Comme vous le soulignez, la sécurité ne doit pas porter seulement sur la compensation de la rupture à l’amiable : il faut en même temps sécuriser l’emploi et la formation. C’est au moment où une personne n’a pas encore perdu son travail que la formation est nécessaire. Le contrat d’évolution n’est pas réservé à ceux qui perdent leur emploi. Par ailleurs, nous mettons fortement l’accent sur la formation par alternance – forme moderne de l’apprentissage, mais qui revêt bien d’autres dimensions –, sur laquelle nous formulons un ensemble de propositions.

S’il faut en effet stabiliser les normes, M. Michel Bouvard, il faut aussi se garder de leur donner trop de stabilité, car on s’interdit alors la réforme. Nous souhaitons surtout que l’on procède à une évaluation préalable de toutes les réformes et que l’on mette en place tous les décrets d’application en même temps, de telle sorte que la réforme soit d’application immédiate au moment où elle est complètement prête et où son impact et ses conditions de mise en œuvre sont connus.
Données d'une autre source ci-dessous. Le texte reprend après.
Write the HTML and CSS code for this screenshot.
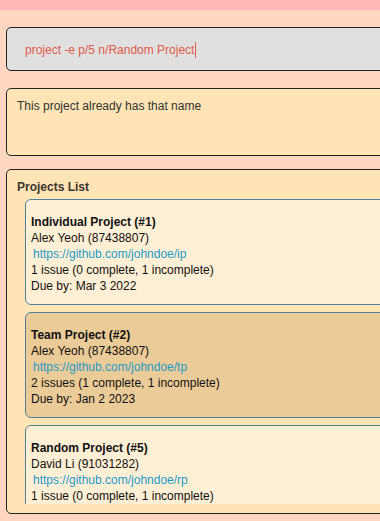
FILE: index.html
```html
<!DOCTYPE html>
<html lang="en">
<head>
  <meta charset="UTF-8">
  <meta name="viewport" content="width=device-width, initial-scale=1.0">
  <title>Project Tracker</title>
  <link rel="stylesheet" href="styles.css">
</head>
<body>

  <div class="topbar"></div>

  <div class="main">
    <!-- Command input -->
    <div class="command">
      <span class="command-text">project -e p/5 n/Random Project</span><span class="caret"></span>
    </div>

    <!-- Result display -->
    <div class="result">
      <p>This project already has that name</p>
    </div>

    <!-- Project list -->
    <div class="panel">
      <h2>Projects List</h2>
      <div class="list">
        <div class="card">
          <p class="name">Individual Project (#1)</p>
          <p>Alex Yeoh (87438807)</p>
          <p class="link">https://github.com/johndoe/ip</p>
          <p>1 issue (0 complete, 1 incomplete)</p>
          <p>Due by: Mar 3 2022</p>
        </div>
        <div class="card selected">
          <p class="name">Team Project (#2)</p>
          <p>Alex Yeoh (87438807)</p>
          <p class="link">https://github.com/johndoe/tp</p>
          <p>2 issues (1 complete, 1 incomplete)</p>
          <p>Due by: Jan 2 2023</p>
        </div>
        <div class="card">
          <p class="name">Random Project (#5)</p>
          <p>David Li (91031282)</p>
          <p class="link">https://github.com/johndoe/rp</p>
          <p>1 issue (0 complete, 1 incomplete)</p>
        </div>
      </div>
    </div>
  </div>

</body>
</html>
```

FILE: styles.css
```css
body {
  font-family: 'Liberation Sans', Arial, sans-serif;
  background-color: #ffd7c0;
  margin: 0;
  padding: 0;
  height: 521px;
  overflow: hidden;
}

p {
  margin: 0;
}

.topbar {
  height: 10px;
  background-color: #ffb6b4;
}

.main {
  width: 420px;
  padding: 17px 0 0 6px;
  display: flex;
  flex-direction: column;
}

.command {
  height: 42px;
  background-color: #e0e0e0;
  border: 1px solid #222;
  border-radius: 5px;
  padding-left: 18px;
  padding-top: 2px;
  box-sizing: border-box;
  height: 44px;
  display: flex;
  align-items: center;
}

.command-text {
  color: #e05a47;
  font-size: 12px;
}

.caret {
  display: inline-block;
  width: 1px;
  height: 16px;
  margin-left: 1px;
  background-color: #e05a47;
}

.result {
  margin-top: 17px;
  height: 48px;
  background-color: #ffe4b5;
  border: 1px solid #222;
  border-radius: 5px;
  padding: 9px 10px 9px 10px;
  font-size: 12px;
  line-height: 16px;
  color: #333;
}

.panel {
  margin-top: 13px;
  height: 325px;
  background-color: #ffe4b5;
  border: 1px solid #222;
  border-radius: 5px;
  padding: 9px 0 9px 10px;
  display: flex;
  flex-direction: column;
}

.panel h2 {
  margin: 0 0 4px 0;
  font-size: 12px;
  line-height: 16px;
  font-weight: bold;
  color: #3d3530;
}

.list {
  flex: 1;
  overflow: hidden;
  padding-left: 8px;
  display: flex;
  flex-direction: column;
  gap: 7px;
}

.card {
  flex-shrink: 0;
  background-color: #ffefd5;
  border: 1px solid #4f7f9c;
  border-radius: 6px;
  padding: 14px 6px 10px 5px;
  font-size: 12px;
  line-height: 16px;
  color: #111;
}

.card.selected {
  background-color: #ebcb98;
}

.card .name {
  font-weight: bold;
}

.card .link {
  color: #1f9ac9;
  margin-left: 2px;
}
```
Nous pensons que les partenariats public-privé, même s’ils ont du sens puisqu’il s’agit d’investissements, doivent être considérés comme une dette. Il faut en être conscient.

Quant à la cohérence du découpage des régions, je ne vois pas d’obstacle à des modifications, mais c’est aux élus d’en décider.
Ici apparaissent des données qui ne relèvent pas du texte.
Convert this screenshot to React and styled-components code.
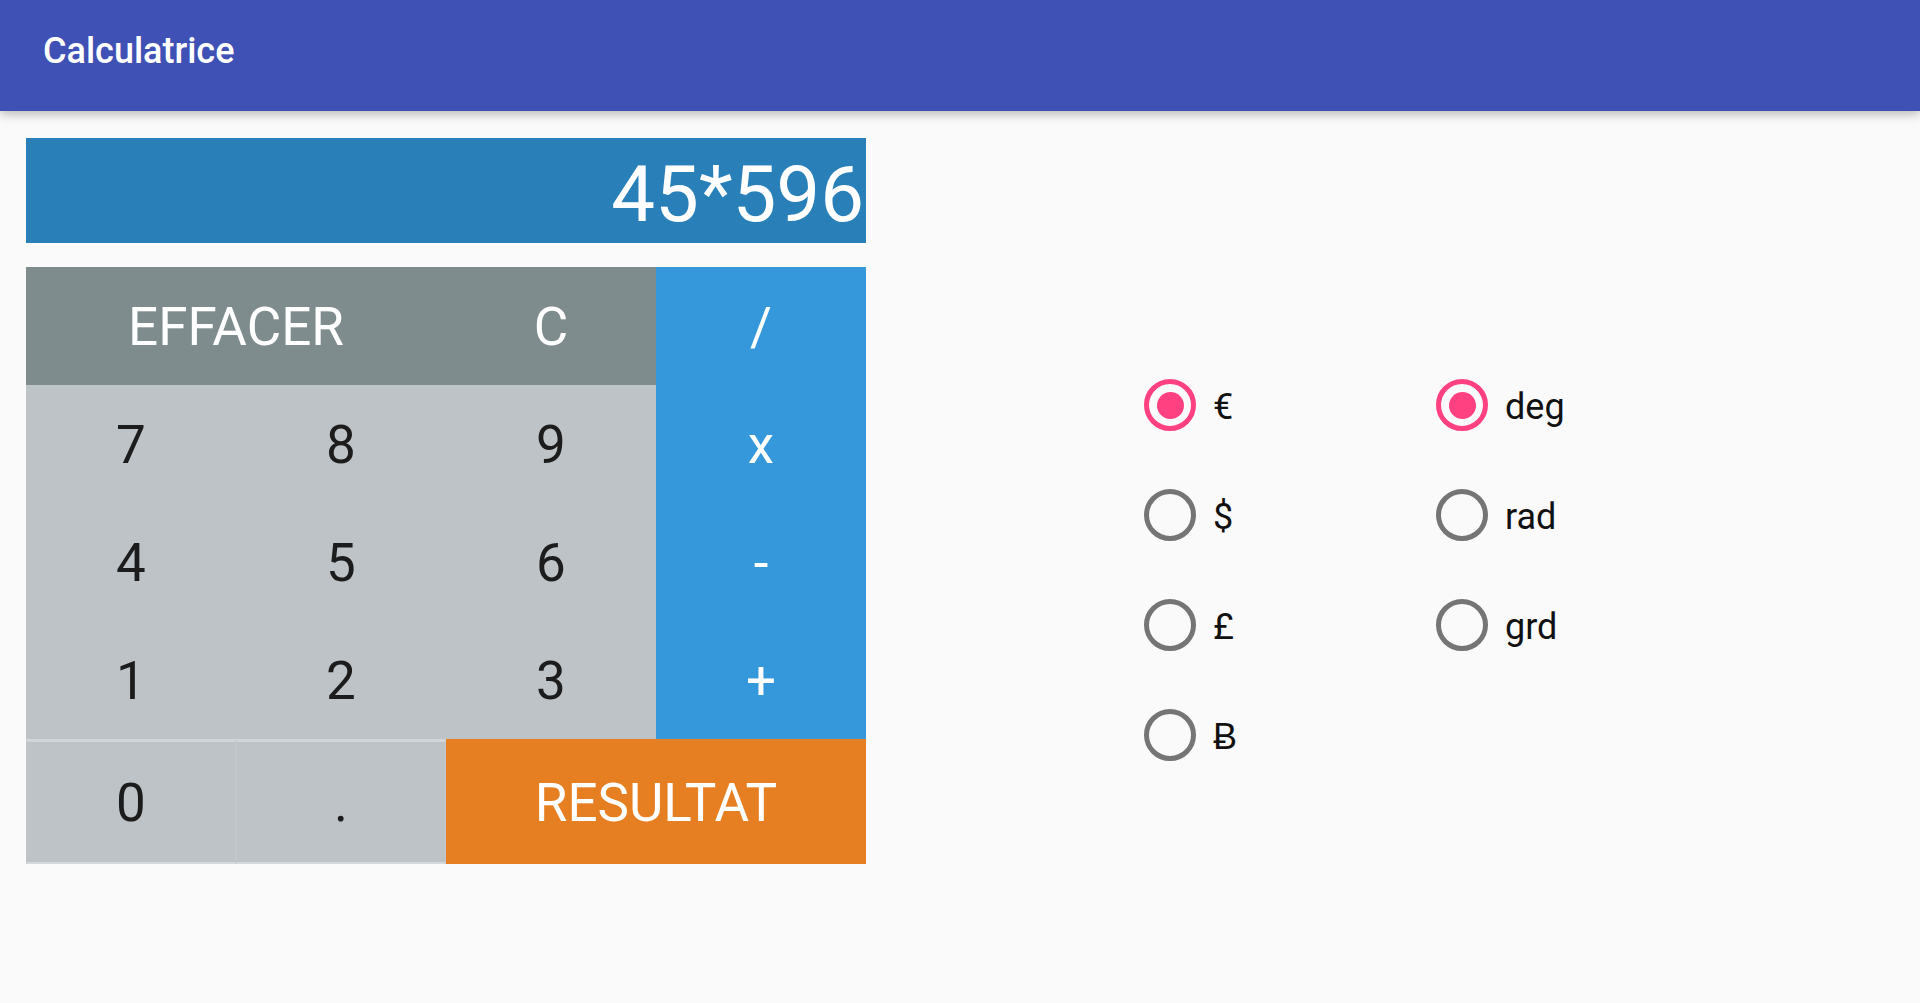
import React from 'react'
import styled, { createGlobalStyle } from 'styled-components'

const GlobalStyle = createGlobalStyle`
  html, body {
    margin: 0;
    padding: 0;
    background: #fafafa;
    font-family: Roboto, 'Liberation Sans', sans-serif;
  }
  * {
    box-sizing: border-box;
  }
`

const Page = styled.div`
  min-height: 1003px;
  background: #fafafa;
`

const AppBar = styled.header`
  position: relative;
  z-index: 2;
  height: 111px;
  background: #3f51b5;
  padding: 33px 0 0 43px;
  box-shadow: 0 3px 10px rgba(0, 0, 0, 0.28);
`

const Title = styled.h1`
  margin: 0;
  font-size: 36px;
  line-height: 1;
  font-weight: 500;
  color: #fff;
`

const Main = styled.main`
  display: flex;
`

const CalcColumn = styled.section`
  width: 840px;
  margin-left: 26px;
  padding-top: 27px;
  display: flex;
  flex-direction: column;
  gap: 24px;
`

const Display = styled.div`
  height: 105px;
  background: #2980b9;
  color: #fff;
  font-size: 78px;
  line-height: 1;
  text-align: right;
  padding: 18px 2px 0 0;
`

const Keypad = styled.div`
  display: grid;
  grid-template-columns: repeat(4, 210px);
  grid-template-rows: repeat(4, 118px) 125px;
`

const tones = {
  dark: { bg: '#7f8c8d', fg: '#fff' },
  light: { bg: '#bdc3c7', fg: '#1c1c1c' },
  op: { bg: '#3498db', fg: '#fff' },
  result: { bg: '#e67e22', fg: '#fff' },
}

const Key = styled.button`
  grid-column: span ${(p) => p.$span || 1};
  border: 0;
  margin: 0;
  padding: 2px 0 0;
  font-family: inherit;
  font-size: 53px;
  font-weight: 400;
  background: ${(p) => tones[p.$tone].bg};
  color: ${(p) => tones[p.$tone].fg};
  display: flex;
  align-items: center;
  justify-content: center;
  cursor: pointer;

  ${(p) =>
    p.$raised &&
    `
    border-top: 3px solid #d2d6d8;
    border-bottom: 2px solid #d6d9db;
    border-left: 1px solid #c2c7ca;
    border-right: 1px solid #c2c7ca;
  `}
`

const RadioPanel = styled.section`
  display: flex;
  padding: 239px 0 0 278px;
`

const RadioGroup = styled.div`
  width: 292px;
  display: flex;
  flex-direction: column;
`

const RadioRow = styled.label`
  height: 110px;
  display: flex;
  align-items: center;
  gap: 17px;
  font-size: 36px;
  color: #111;
`

const RadioText = styled.span`
  padding-top: 4px;
`

const RadioMark = styled.span`
  position: relative;
  width: 52px;
  height: 52px;
  border-radius: 50%;
  border: 5px solid ${(p) => (p.$checked ? '#ff4081' : '#757575')};
  flex-shrink: 0;

  &::after {
    content: '';
    display: ${(p) => (p.$checked ? 'block' : 'none')};
    position: absolute;
    left: 50%;
    top: 50%;
    width: 27px;
    height: 27px;
    margin: -13.5px 0 0 -13.5px;
    border-radius: 50%;
    background: #ff4081;
  }
`

const keys = [
  { label: 'EFFACER', tone: 'dark', span: 2 },
  { label: 'C', tone: 'dark' },
  { label: '/', tone: 'op' },
  { label: '7', tone: 'light' },
  { label: '8', tone: 'light' },
  { label: '9', tone: 'light' },
  { label: 'x', tone: 'op' },
  { label: '4', tone: 'light' },
  { label: '5', tone: 'light' },
  { label: '6', tone: 'light' },
  { label: '-', tone: 'op' },
  { label: '1', tone: 'light' },
  { label: '2', tone: 'light' },
  { label: '3', tone: 'light' },
  { label: '+', tone: 'op' },
  { label: '0', tone: 'light', raised: true },
  { label: '.', tone: 'light', raised: true },
  { label: 'RESULTAT', tone: 'result', span: 2 },
]

const currencies = [
  { label: '€', checked: true },
  { label: '$' },
  { label: '£' },
  { label: 'Ƀ' },
]

const angles = [{ label: 'deg', checked: true }, { label: 'rad' }, { label: 'grd' }]

const Radios = ({ items }) => (
  <RadioGroup>
    {items.map((it) => (
      <RadioRow key={it.label}>
        <RadioMark $checked={it.checked} />
        <RadioText>{it.label}</RadioText>
      </RadioRow>
    ))}
  </RadioGroup>
)

const App = () => (
  <Page>
    <GlobalStyle />
    <AppBar>
      <Title>Calculatrice</Title>
    </AppBar>
    <Main>
      <CalcColumn>
        <Display>45*596</Display>
        <Keypad>
          {keys.map((k) => (
            <Key key={k.label} $tone={k.tone} $span={k.span} $raised={k.raised}>
              {k.label}
            </Key>
          ))}
        </Keypad>
      </CalcColumn>
      <RadioPanel>
        <Radios items={currencies} />
        <Radios items={angles} />
      </RadioPanel>
    </Main>
  </Page>
)

export default App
Pour ce qui est de la séparation des compétences partagées, M. Alain Néri, la décision 261 correspond presque exactement à ce que vous avez dit.

Je suis soulagé que seul le principe de précaution soit apparu comme « folklorique » aux yeux de M. Charles de Courson. Je suis à sa disposition pour entrer dans le détail du chiffrage, que nous avons travaillé de façon approfondie avec la direction du budget.

M. Hervé Mariton : On doit rendre acte de la force de la démarche et de la cohérence des propositions du rapport. Sur la façon de mettre en œuvre les mesures, vous avez indiqué que certaines – la concurrence, la rupture du contrat de travail – s’équilibraient d’elles-mêmes. Vous venez de nous communiquer des éléments de chiffrage pour d’autres, mais il n’y a aucune indication pour beaucoup d’entre elles. Des sujets essentiels sont abordés en trois lignes : ainsi la décision 268, « conditionner les prestations familiales aux revenus des ménages », qui reprend une proposition ancienne et souvent contestée.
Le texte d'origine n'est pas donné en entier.